Monday, 13 January 2020: 3:00 PM
211 (Boston Convention and Exhibition Center)
The past decade has experienced rapid advances in global aerosols and atmospheric composition (AAC) model prediction capabilities. AAC models are key components of unified forecast systems that often employ the Earth System Model Framework (ESMF; i.e., a high-performance, flexible software infrastructure for building and coupling weather, climate, and related Earth science models) for weather and climate predictions. Emissions of trace gases and primary aerosols are a critical component of AAC models and are often the most important component to ensure accurate predictions of trace species distributions. However, developing these emissions inputs to AAC models is often a laborious, time-consuming process, especially to ensure that the datasets are suitable for a range of spatial scales and applications.
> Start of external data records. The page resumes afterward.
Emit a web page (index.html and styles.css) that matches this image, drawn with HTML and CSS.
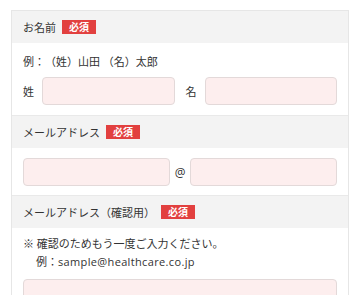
FILE: index.html
```html
<!DOCTYPE html>
<html lang="ja">
<head>
    <meta charset="UTF-8">
    <meta name="viewport" content="width=device-width, initial-scale=1.0">
    <title>お問い合わせフォーム</title>
    <link rel="stylesheet" href="styles.css">
</head>
<body>
    <form class="form-box">
        <div class="field-head">
            <span>お名前</span>
            <span class="required">必須</span>
        </div>
        <div class="field-body">
            <p class="note">例：（姓）山田 （名）太郎</p>
            <div class="name-row">
                <label class="name-label">姓</label>
                <input type="text" class="text-input">
                <label class="name-label second">名</label>
                <input type="text" class="text-input">
            </div>
        </div>

        <div class="field-head">
            <span>メールアドレス</span>
            <span class="required">必須</span>
        </div>
        <div class="field-body mail">
            <div class="mail-row">
                <input type="text" class="text-input">
                <span class="at">@</span>
                <input type="text" class="text-input">
            </div>
        </div>

        <div class="field-head">
            <span>メールアドレス（確認用）</span>
            <span class="required">必須</span>
        </div>
        <div class="field-body confirm">
            <p class="note">※ 確認のためもう一度ご入力ください。</p>
            <p class="note indent">例：<span class="latin">sample@healthcare.co.jp</span></p>
            <input type="text" class="text-input wide">
        </div>
    </form>
</body>
</html>
```

FILE: styles.css
```css
* {
    margin: 0;
    padding: 0;
    box-sizing: border-box;
}

body {
    margin: 10px 11px 0;
    font-family: "Open Sans", "Noto Sans CJK JP", sans-serif;
    font-size: 11px;
    color: #333;
    background-color: #fff;
    text-spacing-trim: space-all;
}

.form-box {
    border: 1px solid #e6e6e6;
    background-color: #fff;
}

.field-head {
    display: flex;
    align-items: center;
    gap: 6px;
    height: 33px;
    padding: 0 11px;
    background-color: #f3f3f3;
    border-top: 1px solid #e9e9e9;
}

.field-head:first-child {
    border-top: none;
    height: 32px;
}

.required {
    display: inline-block;
    background-color: #e2403f;
    color: #fff;
    font-size: 10px;
    font-weight: bold;
    line-height: 14px;
    padding: 0 7px;
}

.field-body {
    padding: 10px 11px;
}

.field-body.mail {
    padding-bottom: 9px;
}

.field-body.confirm {
    padding-top: 7px;
}

.note {
    line-height: 18px;
}

.note.indent {
    padding-left: 13px;
}

.latin {
    letter-spacing: 0.35px;
}

.name-row,
.mail-row {
    display: flex;
    align-items: center;
}

.name-row {
    margin-top: 6px;
}

.mail-row {
    gap: 5px;
}

.name-label {
    margin-right: 8px;
}

.name-label.second {
    margin-left: 11px;
}

.at {
    font-size: 12px;
}

.text-input {
    flex: 1;
    min-width: 0;
    height: 28px;
    background-color: #fdeeee;
    border: 1px solid #e3d9d9;
    border-radius: 4px;
}

.text-input.wide {
    display: block;
    width: 100%;
    margin-top: 8px;
}
```
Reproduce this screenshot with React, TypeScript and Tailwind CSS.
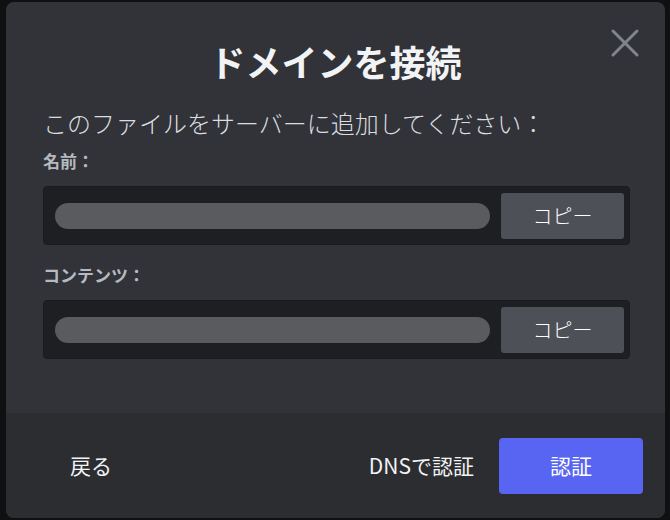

Furthermore, inventory-based emission inputs are subject to a bottom-up approach that is prepared separately (offline) and suffers distinct time lags from the AAC models, which affects both the timing and accuracy of trace gas predictions. In this work, the Harvard-NASA Emission Component (HEMCO) is serving as the foundation of a new unified emissions modeling framework, which is capable of utilizing numerous emissions datasets (both global and regional), can be run offline (inventory-based) or online (processed-based), is ESMF-compliant, and can be easily linked to satellite data sources. Here we present the initial development of the NOAA Emissions and eXchange Unified System (NEXUS), which will interface both offline and online with different NOAA AAC models, including both global and regional models for both operational and research-oriented applications. Preliminary developments of a comprehensive, adaptable emissions and air-surface exchange (i.e., both emissions and deposition) processing system for use in conjunction with NOAA AAC models will be shown. This includes examples of model-ready anthropogenic emissions using a combination of global and regional anthropogenic emission inventories with the NEXUS platform, and an initial assessment of NOAA AAC model simulations using these emissions. We will also present preliminary results from initial implementation of advanced inline dust and fire emissions using new NOAA products and emission models in NEXUS.